How do you find the roots of x^4 + 3x^2 - 4 = 0?

kinggeorge · Answer

Well the first thing you should notice is that the only powers of $x$ are 2 and 4. Both of which are even. So let's do a substitution for $y=x^2$. Then your equation is the same as $$y^2+3y-4=0.$$Can you find the roots of this?

anonymous · Answer

Okay, I see how you got that but I don't even know how to find the roots of that. Like what's the first step?

kinggeorge · Answer

Alright.
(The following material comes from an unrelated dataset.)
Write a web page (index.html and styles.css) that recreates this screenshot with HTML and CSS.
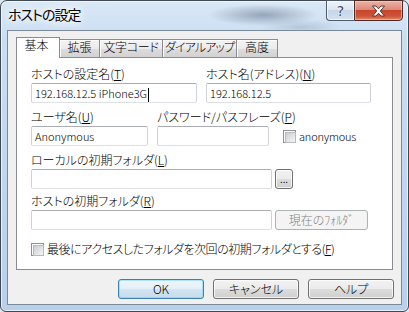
FILE: index.html
```html
<!DOCTYPE html>
<html lang="ja">
<head>
<meta charset="utf-8">
<title>ホストの設定</title>
<link rel="stylesheet" href="styles.css">
</head>
<body>
<div class="window">
  <div class="titlebar">
    <div class="title">ホストの設定</div>
    <div class="caption">
      <div class="cap-btn cap-help"><span class="qmark">?</span></div>
      <div class="cap-btn cap-close">
        <svg width="15" height="12" viewBox="0 0 15 12"><path d="M1.5 1 L5 1 L7.5 3.8 L10 1 L13.5 1 L9.3 6 L13.5 11 L10 11 L7.5 8.2 L5 11 L1.5 11 L5.7 6 Z" fill="#fff" stroke="#4b3833" stroke-width="1" stroke-linejoin="round"/></svg>
      </div>
    </div>
  </div>
  <div class="client">
    <div class="tabs">
      <div class="tab tab-active tw-44">基本</div>
      <div class="tab tw-40">拡張</div>
      <div class="tab tw-63">文字コード</div>
      <div class="tab tw-74">ダイアルアップ</div>
      <div class="tab tw-41">高度</div>
    </div>
    <div class="panel">
      <div class="row">
        <div class="field fw-166">
          <div class="label">ホストの設定名(<u>T</u>)</div>
          <div class="input">192.168.12.5 iPhone3G<span class="caret"></span></div>
        </div>
        <div class="field fw-165">
          <div class="label">ホスト名(アドレス)(<u>N</u>)</div>
          <div class="input">192.168.12.5</div>
        </div>
      </div>
      <div class="row row-gap">
        <div class="field fw-117">
          <div class="label">ユーザ名(<u>U</u>)</div>
          <div class="input">Anonymous</div>
        </div>
        <div class="field fw-112">
          <div class="label">パスワード/パスフレーズ(<u>P</u>)</div>
          <div class="input"></div>
        </div>
        <div class="checkline anon">
          <span class="check"></span><span class="latin">anonymous</span>
        </div>
      </div>
      <div class="field row-gap">
        <div class="label">ローカルの初期フォルダ(<u>L</u>)</div>
        <div class="inline">
          <div class="input fw-241"></div>
          <div class="btn btn-browse">...</div>
        </div>
      </div>
      <div class="field row-gap-sm">
        <div class="label">ホストの初期フォルダ(<u>R</u>)</div>
        <div class="inline">
          <div class="input fw-241"></div>
          <div class="btn btn-disabled btn-current">現在のﾌｫﾙﾀﾞ</div>
        </div>
      </div>
      <div class="checkline last">
        <span class="check"></span><span class="tight">最後にアクセスしたフォルダを次回の初期フォルダとする(<u>F</u>)</span>
      </div>
    </div>
    <div class="buttons">
      <div class="btn btn-default">OK</div>
      <div class="btn">キャンセル</div>
      <div class="btn">ヘルプ</div>
    </div>
  </div>
</div>
</body>
</html>
```

FILE: styles.css
```css
* { box-sizing: border-box; }
html, body { margin: 0; padding: 0; }
body {
  width: 409px;
  height: 312px;
  overflow: hidden;
  background: #dfe6ee;
  font-family: "Noto Sans CJK JP", "Noto Sans", sans-serif;
  font-size: 12px;
  font-weight: 300;
  line-height: 14px;
  color: #000;
  font-feature-settings: "palt" 1;
}
u { text-decoration: underline; text-underline-offset: 1px; }

.window {
  width: 409px;
  height: 312px;
  border: 1px solid #3d4756;
  border-radius: 7px 7px 6px 6px;
  background:
    radial-gradient(ellipse 55px 11px at 262px 14px, rgba(88,104,128,.5), rgba(88,104,128,0)),
    radial-gradient(ellipse 40px 8px at 300px 26px, rgba(120,140,165,.3), rgba(120,140,165,0)),
    linear-gradient(180deg, #dae8f6 0%, #cadef2 12%, #c0d6ee 60%, #b9d0ea 100%);
  box-shadow: inset 0 0 0 1px rgba(255,255,255,.65);
  padding: 0 6px 6px;
  display: flex;
  flex-direction: column;
}

.titlebar {
  height: 29px;
  display: flex;
  justify-content: space-between;
  align-items: flex-start;
  flex: none;
}
.title {
  font-size: 14px;
  font-weight: 400;
  line-height: 18px;
  letter-spacing: -1px;
  padding: 4px 0 0 1px;
  text-shadow: 0 0 6px #fff, 0 0 10px #fff, 0 0 14px #fff;
}
.caption {
  display: flex;
  margin-top: -1px;
  margin-right: -1px;
}
.cap-btn {
  height: 21px;
  border: 1px solid #4c5a6d;
  display: flex;
  align-items: center;
  justify-content: center;
}
.cap-help {
  width: 28px;
  border-right: none;
  border-radius: 0 0 0 4px;
  background: linear-gradient(180deg, #eef3f9 0%, #dde7f2 45%, #c6d5e7 50%, #d3e1f0 100%);
  box-shadow: inset 0 0 0 1px rgba(255,255,255,.7);
}
.qmark {
  font-family: "DejaVu Sans", sans-serif;
  font-weight: normal;
  font-size: 14px;
  line-height: 14px;
  color: #3a4b60;
  text-shadow: 0 0 2px #fff, 0 0 1px #fff;
}
.cap-close {
  width: 49px;
  border-color: #4a2a24;
  border-radius: 0 0 4px 0;
  background: linear-gradient(180deg, #eab3a6 0%, #de8a78 45%, #c8442e 50%, #cf5438 80%, #e08a6a 100%);
  box-shadow: inset 0 0 0 1px rgba(255,215,205,.5);
}

.client {
  flex: 1;
  border: 1px solid #7b8898;
  background: #f0f0f0;
  padding: 6px 8px 0 8px;
  display: flex;
  flex-direction: column;
}

.tabs {
  display: flex;
  align-items: flex-end;
  height: 21px;
  margin-bottom: -1px;
  position: relative;
  z-index: 1;
}
.tab {
  height: 18px;
  margin-bottom: 1px;
  border: 1px solid #898c95;
  border-left: none;
  border-bottom: none;
  background: linear-gradient(180deg, #f3f3f3 0%, #ebebeb 50%, #dddddd 51%, #d2d2d2 100%);
  box-shadow: inset 1px 1px 0 #fbfbfb;
  text-align: center;
  line-height: 14px;
  white-space: nowrap;
}
.tab-active {
  height: 21px;
  margin-bottom: 0;
  border-left: 1px solid #898c95;
  background: #fff;
  box-shadow: none;
  line-height: 14px;
  padding: 0 3px 0 0;
}
.tw-44 { width: 44px; }
.tw-40 { width: 40px; }
.tw-63 { width: 63px; letter-spacing: -0.3px; }
.tw-74 { width: 74px; letter-spacing: -0.9px; }
.tw-41 { width: 41px; }

.panel {
  height: 213px;
  border: 1px solid #898c95;
  background: #fff;
  padding: 9px 14px 0;
  flex: none;
}
.row {
  display: flex;
  gap: 9px;
}
.row-gap { margin-top: 7px; }
.row-gap-sm { margin-top: 5px; }
.field {
  display: flex;
  flex-direction: column;
}
.fw-166 { width: 166px; }
.fw-165 { width: 165px; }
.fw-117 { width: 117px; }
.fw-112 { width: 112px; }
.fw-241 { width: 241px; }
.label {
  height: 14px;
  margin-bottom: 2px;
  white-space: nowrap;
}
.input {
  height: 20px;
  border: 1px solid;
  border-color: #a9acb2 #cfd2d8 #dde1e6 #cfd2d8;
  border-radius: 2px;
  background: #fff;
  padding: 0 3px;
  font-size: 11px;
  line-height: 18px;
  white-space: nowrap;
  overflow: hidden;
}
.caret {
  display: inline-block;
  width: 1px;
  height: 15px;
  background: #000;
  vertical-align: middle;
  margin-left: 1px;
}
.inline {
  display: flex;
  gap: 3px;
}

.checkline {
  display: flex;
  align-items: center;
  gap: 3px;
  white-space: nowrap;
}
.latin {
  font-size: 11px;
  letter-spacing: -0.2px;
}
.tight { letter-spacing: -0.45px; }
.anon {
  align-self: flex-end;
  height: 20px;
  margin-left: 5px;
}
.last {
  margin-top: 12px;
  height: 14px;
}
.check {
  width: 13px;
  height: 13px;
  flex: none;
  border: 1px solid #8e8f8f;
  background: #fff;
  padding: 1px;
}
.check::before {
  content: "";
  display: block;
  width: 9px;
  height: 9px;
  border: 1px solid #b7bbc0;
  background: linear-gradient(135deg, #c9cdd2 0%, #e2e4e7 55%, #f5f5f5 100%);
}

.btn {
  height: 20px;
  border: 1px solid #707070;
  border-radius: 3px;
  background: linear-gradient(180deg, #f2f2f2 0%, #ebebeb 49%, #dddddd 50%, #cfcfcf 100%);
  box-shadow: inset 0 0 0 1px rgba(255,255,255,.75);
  display: flex;
  align-items: center;
  justify-content: center;
  line-height: 14px;
  white-space: nowrap;
  flex: none;
}
.btn-browse {
  width: 18px;
  font-size: 11px;
  align-items: flex-end;
  padding-bottom: 3px;
}
.btn-current { width: 93px; }
.btn-disabled {
  border-color: #adb2b5;
  background: #f4f4f4;
  box-shadow: none;
  color: #838383;
}
.buttons {
  display: flex;
  justify-content: flex-end;
  gap: 9px;
  margin-top: 9px;
  margin-right: -1px;
}
.buttons .btn { width: 86px; }
.btn-default {
  border-color: #3c7fb1;
  background: linear-gradient(180deg, #eef6fb 0%, #e3eff8 49%, #d2e5f2 50%, #c5dcec 100%);
  box-shadow: inset 0 0 0 1px rgba(120,210,250,.55);
}
```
To factor quadratics, you need to try and find two numbers $a$ and $b$ such that $ab=-4$ and $a+b=3$. If you find these, then we have$$(y+a)(y+b)=y^2+(a+b)y+ab=y^2+3y-4$$so we factored the quadratic.

anonymous · Answer

Alright.

kinggeorge · Answer

So can you tell me what values I might have for $a$ and $b$? Feel free to take a minute to think about it if you need to.

anonymous · Answer

ay + by + ab =?

kinggeorge · Answer

Where did you get that equation from? All I'm looking for are two integers $a$ and $b$ so that $ab=-4$ and $a+b=3$.

anonymous · Answer

Okay then how did you get that? @KingGeorge

kinggeorge · Answer

That comes from experience having done these problems before/other people telling me to this :P

anonymous · Answer

I just don't understand how you got any of that. @KingGeorge

kinggeorge · Answer

Have you been taught the FOIL method of multiplying binomials?

anonymous · Answer

Is that the first, outside, inside, last thing?

kinggeorge · Answer

yes. That's how I got that $$(y+a)(y+b)=y^2+(a+b)y+ab$$

anonymous · Answer

Ohh alright.

kinggeorge · Answer

So you see that if we find some integers $a$ and $b$, then we can solve for $y$.